Councilwoman Mary Cheh also signaled her opposition. “We expected that Exelon would try a Hail Mary pass, but from my analysis it doesn’t appear to satisfy requirements set forth by the Office of the People’s Counsel in terms of protections for ratepayers,” she said.

Exelon not Giving Up

CEO Christopher Crane said in a Feb. 3 earnings call that the company would abandon the merger and begin buying back the 57.5 million shares it issued for the $6.8 billion deal if D.C. regulators did not approve it by March 4.

But company officials said Thursday they were delaying the deadline as a result of the PSC’s action Feb. 26.
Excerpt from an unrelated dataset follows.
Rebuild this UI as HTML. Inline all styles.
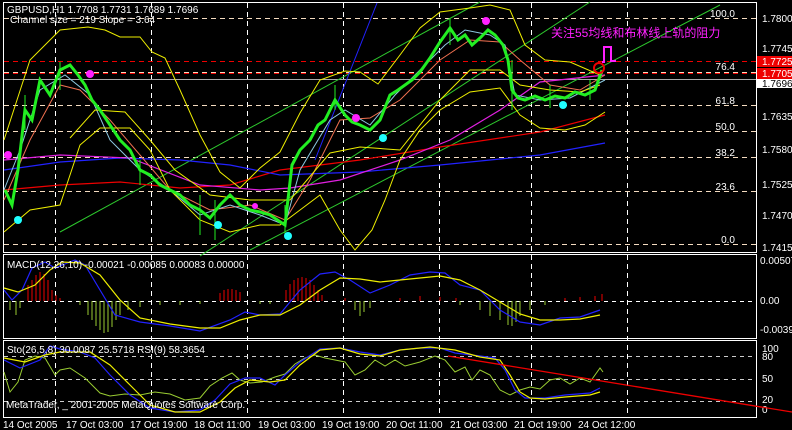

“March 4 was the date after which Exelon and Pepco Holdings would have the right to stop pursuing the merger, if the Public Service Commission had not acted by then,” Exelon said in a statement. “Because the commission issued its order on Feb. 26, the March 4 date is no longer a trigger, and we are free to stop pursuing the merger if either party so chooses.”

Political Posturing?

Guggenheim Securities analyst Shahriar Pourreza said the fate of the merger may depend on whether Bowser and other officials truly want out of the deal or are playing politics.

“The big swing factor is if the mayor, attorney general and Office of [the] People’s Counsel are politically posturing or if they used Friday as an excuse to get out of this deal,” he told RTO Insider. “If it’s the former, it’s probably workable.” But, he said, “the longer they wait, the more the fundamentals of Pepco deteriorate and … the less attractive this transaction is.”

The PSC said that if all settling parties agree to its offer, the merger will be approved without further commission action. None of the D.C. officials opposing the PSC settlement has proposed a counteroffer.

The acquisition would give Exelon Pepco’s stable regulated income and the crown as the nation’s largest utility. But Pourreza said the deal has “materially deteriorated” over time. In a research note earlier in the week, he said, “We believe there is increasing likelihood Exelon could walk from the deal.”

Pepco ‘in Distress’?

“You kind of wonder if this even makes sense for Exelon,” he said. “There are plenty of single-state regulated utilities that they can go acquire that are not in as much financial distress as Pepco. This is not a healthy utility as a standalone entity.”

The PSC disagrees.

“There is no evidence in the record that Pepco could not continue to perform, and perform adequately and reliably as required by law, absent the … approval of Pepco’s sale to Exelon,” it said in its order Feb. 26. “Indeed, as the commission found in [its August 2015 order in the case], ‘PHI is financially healthy as a standalone company and would continue to be so if the merger is not consummated.’”

The merger already has the blessing of FERC and regulators in Delaware, Maryland, New Jersey and Virginia. They signed on under a “most favored nation” status, meaning in the end, all will be compensated equivalently — a disincentive for Exelon to sweeten the deal further with the district, Pourreza said.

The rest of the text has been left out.